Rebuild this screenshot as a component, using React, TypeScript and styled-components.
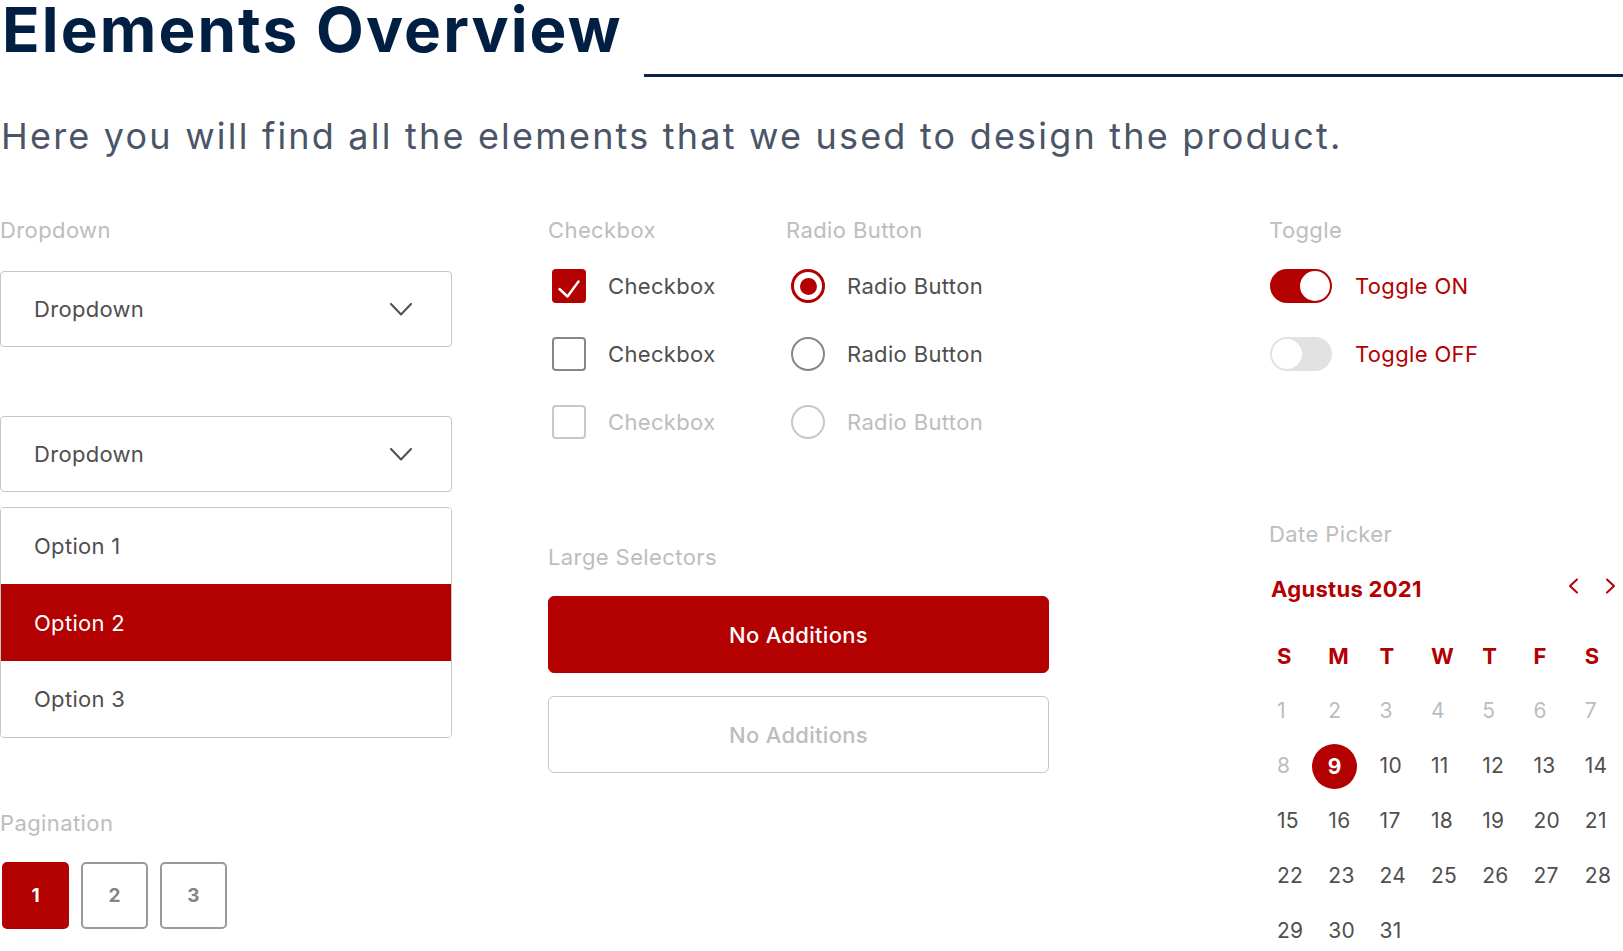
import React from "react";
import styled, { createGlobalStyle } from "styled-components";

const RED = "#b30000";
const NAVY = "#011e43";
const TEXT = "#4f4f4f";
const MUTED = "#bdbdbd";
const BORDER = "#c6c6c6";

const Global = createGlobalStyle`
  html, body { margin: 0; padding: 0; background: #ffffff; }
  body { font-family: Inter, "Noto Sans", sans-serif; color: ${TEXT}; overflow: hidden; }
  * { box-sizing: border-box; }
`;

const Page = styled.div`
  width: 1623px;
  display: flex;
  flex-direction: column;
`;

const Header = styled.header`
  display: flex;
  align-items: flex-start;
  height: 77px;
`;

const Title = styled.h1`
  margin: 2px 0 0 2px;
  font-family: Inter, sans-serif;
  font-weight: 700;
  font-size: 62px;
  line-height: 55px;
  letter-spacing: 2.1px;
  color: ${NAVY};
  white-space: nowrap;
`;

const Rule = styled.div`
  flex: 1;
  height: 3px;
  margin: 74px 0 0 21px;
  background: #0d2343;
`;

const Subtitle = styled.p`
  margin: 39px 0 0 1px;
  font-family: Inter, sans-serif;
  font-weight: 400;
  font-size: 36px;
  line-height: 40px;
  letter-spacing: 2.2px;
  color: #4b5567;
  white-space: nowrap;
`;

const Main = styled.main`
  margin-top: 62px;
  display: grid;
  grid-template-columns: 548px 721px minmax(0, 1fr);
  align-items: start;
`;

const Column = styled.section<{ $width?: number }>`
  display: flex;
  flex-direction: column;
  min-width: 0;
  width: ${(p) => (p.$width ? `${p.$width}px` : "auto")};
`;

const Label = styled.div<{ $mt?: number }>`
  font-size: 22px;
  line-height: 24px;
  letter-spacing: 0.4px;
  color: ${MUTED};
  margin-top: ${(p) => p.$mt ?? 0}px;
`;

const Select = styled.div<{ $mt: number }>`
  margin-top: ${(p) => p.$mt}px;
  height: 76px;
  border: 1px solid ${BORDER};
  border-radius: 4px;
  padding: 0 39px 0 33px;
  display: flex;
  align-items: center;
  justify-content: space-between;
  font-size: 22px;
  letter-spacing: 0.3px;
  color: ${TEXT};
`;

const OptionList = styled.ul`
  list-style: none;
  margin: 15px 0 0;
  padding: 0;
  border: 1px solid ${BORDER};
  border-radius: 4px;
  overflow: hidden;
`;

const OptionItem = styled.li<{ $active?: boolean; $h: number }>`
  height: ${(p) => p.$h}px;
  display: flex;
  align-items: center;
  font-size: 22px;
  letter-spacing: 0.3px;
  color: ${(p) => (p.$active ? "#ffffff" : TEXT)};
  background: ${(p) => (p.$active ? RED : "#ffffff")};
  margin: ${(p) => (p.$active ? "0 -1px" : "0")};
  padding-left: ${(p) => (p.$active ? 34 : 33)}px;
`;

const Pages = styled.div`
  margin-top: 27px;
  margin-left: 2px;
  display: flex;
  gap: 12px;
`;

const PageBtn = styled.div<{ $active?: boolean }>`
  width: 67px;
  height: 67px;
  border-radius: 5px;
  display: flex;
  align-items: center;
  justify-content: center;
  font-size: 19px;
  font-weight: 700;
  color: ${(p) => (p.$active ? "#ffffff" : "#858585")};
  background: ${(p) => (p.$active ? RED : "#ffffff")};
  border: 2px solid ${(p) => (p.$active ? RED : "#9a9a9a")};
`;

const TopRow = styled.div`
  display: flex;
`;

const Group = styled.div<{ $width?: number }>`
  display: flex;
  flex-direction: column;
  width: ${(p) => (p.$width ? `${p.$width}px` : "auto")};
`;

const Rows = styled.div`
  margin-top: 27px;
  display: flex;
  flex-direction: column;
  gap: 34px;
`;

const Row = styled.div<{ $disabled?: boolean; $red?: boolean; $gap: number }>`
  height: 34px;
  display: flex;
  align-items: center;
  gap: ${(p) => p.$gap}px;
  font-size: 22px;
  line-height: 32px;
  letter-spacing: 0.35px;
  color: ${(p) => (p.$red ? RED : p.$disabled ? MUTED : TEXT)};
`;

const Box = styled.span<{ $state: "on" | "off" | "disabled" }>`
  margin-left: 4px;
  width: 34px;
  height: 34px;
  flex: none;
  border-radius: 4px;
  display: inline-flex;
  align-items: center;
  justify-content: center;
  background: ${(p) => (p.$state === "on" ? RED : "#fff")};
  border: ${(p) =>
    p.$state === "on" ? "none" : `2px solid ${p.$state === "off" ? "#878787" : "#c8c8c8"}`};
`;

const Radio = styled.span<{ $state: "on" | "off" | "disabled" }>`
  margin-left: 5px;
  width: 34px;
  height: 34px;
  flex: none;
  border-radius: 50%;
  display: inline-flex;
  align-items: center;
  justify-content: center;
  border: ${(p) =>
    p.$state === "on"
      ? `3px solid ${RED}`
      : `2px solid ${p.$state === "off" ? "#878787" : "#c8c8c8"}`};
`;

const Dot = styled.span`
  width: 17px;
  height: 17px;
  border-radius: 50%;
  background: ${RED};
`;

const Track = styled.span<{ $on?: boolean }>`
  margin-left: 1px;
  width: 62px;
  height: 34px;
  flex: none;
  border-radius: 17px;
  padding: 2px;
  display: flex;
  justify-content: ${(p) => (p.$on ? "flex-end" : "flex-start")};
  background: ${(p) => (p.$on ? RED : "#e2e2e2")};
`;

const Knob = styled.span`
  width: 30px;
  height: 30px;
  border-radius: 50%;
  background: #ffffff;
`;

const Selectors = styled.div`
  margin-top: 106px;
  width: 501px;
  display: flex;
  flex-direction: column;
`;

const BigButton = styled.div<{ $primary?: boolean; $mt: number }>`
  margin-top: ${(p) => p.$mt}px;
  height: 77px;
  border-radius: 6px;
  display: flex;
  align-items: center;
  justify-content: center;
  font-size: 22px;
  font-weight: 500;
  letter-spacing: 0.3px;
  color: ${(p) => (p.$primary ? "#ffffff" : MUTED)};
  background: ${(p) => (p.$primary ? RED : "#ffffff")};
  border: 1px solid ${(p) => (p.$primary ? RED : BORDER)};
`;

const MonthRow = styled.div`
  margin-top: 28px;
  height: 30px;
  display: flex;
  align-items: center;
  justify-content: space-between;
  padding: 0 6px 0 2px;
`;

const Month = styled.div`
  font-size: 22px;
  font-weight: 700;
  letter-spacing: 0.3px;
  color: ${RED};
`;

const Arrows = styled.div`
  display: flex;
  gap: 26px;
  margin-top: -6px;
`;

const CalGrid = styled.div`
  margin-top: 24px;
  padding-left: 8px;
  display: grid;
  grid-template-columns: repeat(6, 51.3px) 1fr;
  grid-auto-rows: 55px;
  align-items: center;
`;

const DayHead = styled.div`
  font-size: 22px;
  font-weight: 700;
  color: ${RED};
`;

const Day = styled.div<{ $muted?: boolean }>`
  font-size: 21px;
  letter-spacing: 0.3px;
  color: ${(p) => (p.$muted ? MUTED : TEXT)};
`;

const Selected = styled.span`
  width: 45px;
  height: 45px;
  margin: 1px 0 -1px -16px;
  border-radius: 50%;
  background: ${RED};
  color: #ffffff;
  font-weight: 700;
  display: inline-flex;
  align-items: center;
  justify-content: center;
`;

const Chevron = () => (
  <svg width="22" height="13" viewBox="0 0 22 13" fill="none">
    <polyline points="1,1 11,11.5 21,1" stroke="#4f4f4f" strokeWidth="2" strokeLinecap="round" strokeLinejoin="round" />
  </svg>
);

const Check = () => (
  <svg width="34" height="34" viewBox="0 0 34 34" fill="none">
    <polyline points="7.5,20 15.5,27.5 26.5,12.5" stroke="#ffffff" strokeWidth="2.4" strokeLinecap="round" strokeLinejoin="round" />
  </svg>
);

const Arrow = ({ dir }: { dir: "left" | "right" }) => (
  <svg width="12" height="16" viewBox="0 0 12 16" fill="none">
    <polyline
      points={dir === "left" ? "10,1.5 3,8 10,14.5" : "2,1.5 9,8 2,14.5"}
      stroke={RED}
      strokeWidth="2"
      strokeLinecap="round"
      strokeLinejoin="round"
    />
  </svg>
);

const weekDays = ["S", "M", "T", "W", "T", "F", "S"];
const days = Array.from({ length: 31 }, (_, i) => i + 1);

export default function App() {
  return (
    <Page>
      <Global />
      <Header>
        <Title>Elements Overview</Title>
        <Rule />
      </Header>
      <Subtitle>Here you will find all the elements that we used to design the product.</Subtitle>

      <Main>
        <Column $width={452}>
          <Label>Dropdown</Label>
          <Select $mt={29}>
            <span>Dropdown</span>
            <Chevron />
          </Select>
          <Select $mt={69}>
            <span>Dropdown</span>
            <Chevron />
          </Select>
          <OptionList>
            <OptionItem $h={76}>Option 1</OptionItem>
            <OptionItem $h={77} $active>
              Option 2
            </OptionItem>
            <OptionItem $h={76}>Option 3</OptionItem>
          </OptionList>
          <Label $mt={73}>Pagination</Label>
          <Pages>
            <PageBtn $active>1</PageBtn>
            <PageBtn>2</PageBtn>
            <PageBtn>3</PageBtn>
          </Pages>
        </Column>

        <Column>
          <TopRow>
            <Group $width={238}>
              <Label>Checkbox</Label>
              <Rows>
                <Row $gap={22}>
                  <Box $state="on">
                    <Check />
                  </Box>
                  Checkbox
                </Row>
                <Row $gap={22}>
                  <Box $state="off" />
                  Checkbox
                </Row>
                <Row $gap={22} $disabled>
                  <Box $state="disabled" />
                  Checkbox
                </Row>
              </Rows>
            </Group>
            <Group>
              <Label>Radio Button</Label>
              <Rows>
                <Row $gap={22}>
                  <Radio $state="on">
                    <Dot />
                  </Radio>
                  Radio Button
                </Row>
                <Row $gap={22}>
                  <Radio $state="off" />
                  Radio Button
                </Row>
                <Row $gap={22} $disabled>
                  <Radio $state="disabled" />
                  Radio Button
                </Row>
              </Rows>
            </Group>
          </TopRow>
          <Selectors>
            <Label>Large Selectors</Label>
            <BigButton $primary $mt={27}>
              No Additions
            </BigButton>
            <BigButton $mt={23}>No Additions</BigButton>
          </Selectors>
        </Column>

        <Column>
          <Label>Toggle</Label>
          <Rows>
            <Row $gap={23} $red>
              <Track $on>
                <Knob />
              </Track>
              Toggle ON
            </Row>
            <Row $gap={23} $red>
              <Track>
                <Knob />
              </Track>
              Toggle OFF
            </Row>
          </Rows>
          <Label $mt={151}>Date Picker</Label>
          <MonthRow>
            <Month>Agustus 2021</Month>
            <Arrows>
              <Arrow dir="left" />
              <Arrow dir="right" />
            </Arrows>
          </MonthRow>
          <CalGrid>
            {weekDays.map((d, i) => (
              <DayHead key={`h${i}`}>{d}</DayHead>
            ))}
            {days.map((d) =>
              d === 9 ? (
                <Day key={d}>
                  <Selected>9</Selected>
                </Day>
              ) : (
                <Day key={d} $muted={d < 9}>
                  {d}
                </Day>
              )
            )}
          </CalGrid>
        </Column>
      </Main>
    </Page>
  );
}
◆ ◆ ◆ ◆ ◆
**What is being asked**
Select from the material above each line in which the string "React" appears, and list those lines.

**Exercise answer**
Rebuild this screenshot as a component, using React, TypeScript and styled-components.
import React from "react";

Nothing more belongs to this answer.